There are institutional differences as well. Unlike NASA, JAXA is not an independent government agency. Its funding comes from the Ministry of Education, Culture, Sports, Science and Technology, but its employees are not civil servants, and there are fewer safeguards against a "revolving door" tradition of employees moving back and forth between government and industry. The relationships between industry contractors and government overseers can be puzzling to Americans. I learned this first-hand, when Kibo's pressurized module was about to be shipped from the Mitsubishi factory in Nagoya, where it was built, to the NASDA space center in Tsukuba in 2001.
Japanese quality inspections conducted during the final phases of manufacturing sometimes have the tone of a religious ritual. Top company executives are on hand along with the engineers and technicians, and attendance by outsiders is strictly controlled. The Mitsubishi representatives suggested that I watch the inspection on a TV monitor in a remote office. I was stunned—had I traveled from Houston to Nagoya just to watch a ceremony on TV? This was supposed to be a real test, not a formality, and it was the last chance to raise concerns about the module before Kibo's hatch was closed and ownership was transferred from the manufacturer to the Japanese space agency. When I pointed out that NASA was required to verify that every bolt and fixture inside the module fit the standard astronaut tools on the space station, I was reluctantly allowed to participate as "Test Subject 2."
"Test Subject 1," I was surprised to learn, was an employee of Mitsubishi, not NASDA. His job was to go through the entire module, methodically fitting tools to every fixture—all under the watchful eye of his boss' boss' boss. Imagine the pressure he felt. One misfit would ruin the ceremony.
The inspection began with each person taking a place around a circle, each place marked with footprints. The hierarchy was crystal-clear. Non-participants stood behind the circle. A reader called out the first fixture and the tool to be used. One guide showed us the fixture as another guide pulled the proper tool out of the box and carefully handed it to Test Subject 1. He fit the tool on the fixture, then handed it to me so I could do the same. We both stated that the tool fit, and the concordance was duly marked by the recorder.

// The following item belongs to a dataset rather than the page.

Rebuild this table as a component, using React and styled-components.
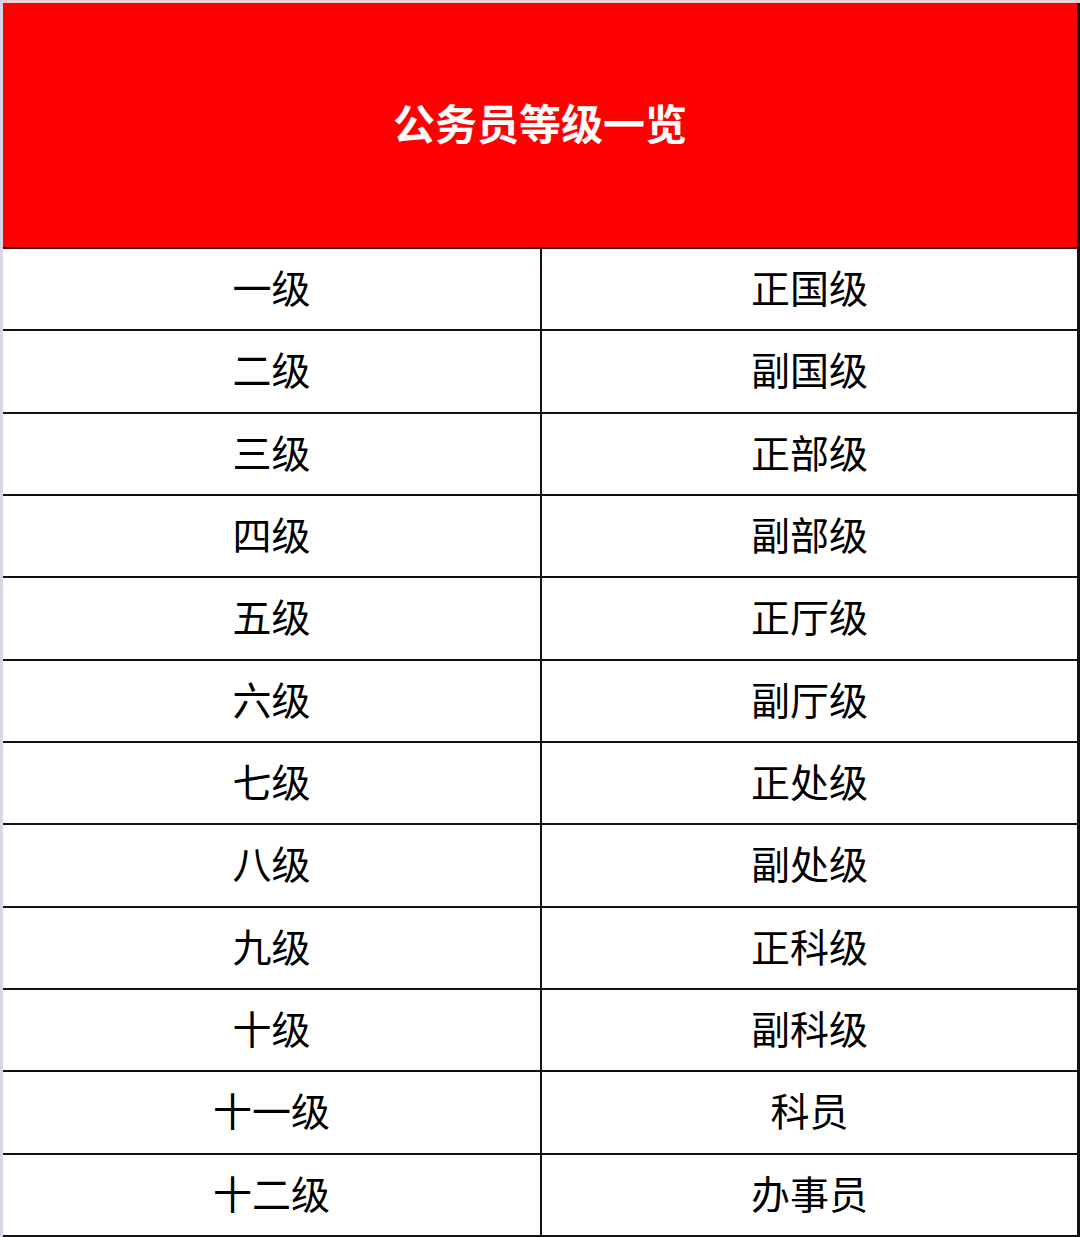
import React from 'react';
import styled, { createGlobalStyle } from 'styled-components';

const GlobalStyle = createGlobalStyle`
  html, body {
    margin: 0;
    padding: 0;
    background: #ffffff;
  }
  * {
    box-sizing: border-box;
  }
`;

const rows = [
  ['一级', '正国级'],
  ['二级', '副国级'],
  ['三级', '正部级'],
  ['四级', '副部级'],
  ['五级', '正厅级'],
  ['六级', '副厅级'],
  ['七级', '正处级'],
  ['八级', '副处级'],
  ['九级', '正科级'],
  ['十级', '副科级'],
  ['十一级', '科员'],
  ['十二级', '办事员'],
];

/* Page frame - light scan edge on top / left */
const StyledPage = styled.div`
  width: 1080px;
  height: 1237px;
  padding: 3px 0 0 3px;
  background: #ffffff;
  box-shadow: inset 3px 0 0 #d6d6e4, inset 0 3px 0 #ecd2d2;
  overflow: hidden;
  font-family: "Noto Sans CJK SC", "Noto Sans", sans-serif;
`;

const StyledTable = styled.div`
  width: 1077px;
  border-right: 3px solid #111111;
  display: flex;
  flex-direction: column;
`;

const StyledHeader = styled.div`
  height: 246px;
  background: #ff0000;
  border-bottom: 2px solid #3a0000;
  display: flex;
  align-items: center;
  justify-content: center;
  padding-bottom: 6px;
  color: #ffffff;
  font-size: 42px;
  font-weight: 700;
  line-height: 1;
`;

const StyledGrid = styled.div`
  display: grid;
  grid-template-columns: 539px 1fr;
  grid-auto-rows: 82.33px;
`;

const StyledCell = styled.div`
  display: flex;
  align-items: center;
  justify-content: center;
  border-bottom: 2.5px solid #111111;
  border-right: ${p => (p.$divider ? '2px solid #111111' : '0')};
  padding-bottom: 5px;
  color: #000000;
  font-size: 39px;
  font-weight: 400;
  line-height: 1;
`;

export default function App() {
  return (
    <>
      <GlobalStyle />
      <StyledPage>
        <StyledTable>
          <StyledHeader>公务员等级一览</StyledHeader>
          <StyledGrid>
            {rows.map(([level, rank]) => (
              <React.Fragment key={level}>
                <StyledCell $divider>{level}</StyledCell>
                <StyledCell>{rank}</StyledCell>
              </React.Fragment>
            ))}
          </StyledGrid>
        </StyledTable>
      </StyledPage>
    </>
  );
}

Over the course of many hours, Test Subject 1 and I tried every single bolt, nut, and fixture in the module. The vast majority were absolutely fine, better than most space hardware I have inspected. But every once in a while, Test Subject 1 would fit a tool and hand it to me, and I would have trouble making it fit. The offending fixture was duly noted and marked for repair. In the end, everyone agreed the test was a resounding success.
When I returned to Tsukuba, I asked about the policy of allowing contractors to do their own inspections, and was assured that space agency personnel would conduct a complete inspection once the module arrived at the research center. Of course, repairs would be more troublesome at that point than when Kibo was still at the factory, but to do otherwise could insult the contractor. As for me, at least I had made things less tense. The Japanese could consider the flaws that I found just overzealous pickiness by the NASA guy. And, even though repairing them really was required, it could be construed as a favor, not a reflection of deficient manufacturing.
None of this is meant as a criticism of Japanese space engineering. In fact, JAXA and its predecessor agencies have a solid record of successes, going back to the 1970s, in launching spacecraft for astronomy, solar physics, and Earth observation. But the switch from building satellites to building hardware for human spaceflight, with its more stringent safety requirements and need for tight coordination, is difficult for any nation, including the United States and Russia, which, nearly 50 years after their first spaceflights, still make the occasional mistake. And Japan has proven no exception.
My own shuttle mission, STS-72, offered a small example. While the Space Flyer Unit was a remarkable satellite and ultimately a success, it did have glitches. The first hint of trouble came when its solar arrays jammed while retracting. We had to jettison them, which took valuable time; the satellite could last only about an hour on battery power after the arrays were shut down. Without power, the onboard heaters would fail, causing the satellite's propellant lines to freeze and rupture. We couldn't bring a propellant-spilling satellite into the shuttle's bay; we'd have to abandon it.
Koichi Wakata had the job of using the shuttle's robot arm to bring the spacecraft into the cargo bay. All was going well until the last step, when the satellite wouldn't engage the locking latches. We could get two or three to lock, but not the required four. As he tried over and over, Koichi was the picture of cool concentration—no panic in that guy. But time was running out. Finally, with just five minutes of battery life remaining, he turned to us and said, "Here goes a slam dunk; be ready with those latches!" He revved up the arm and brought the satellite down like Karl Malone going to the basket. Sure enough, four latch lights lit, and we returned the satellite safely to Earth.
What had gone wrong? We never found out for sure. Most likely, a combination of weightlessness and exposure to the hot-cold cycles of space had slightly warped the satellite frame. We were lucky the warping was within the margins of what the latches could accommodate. It was another lesson in the complexities of space hardware, which—especially on large projects—often has to fit parts fabricated in different places at different times.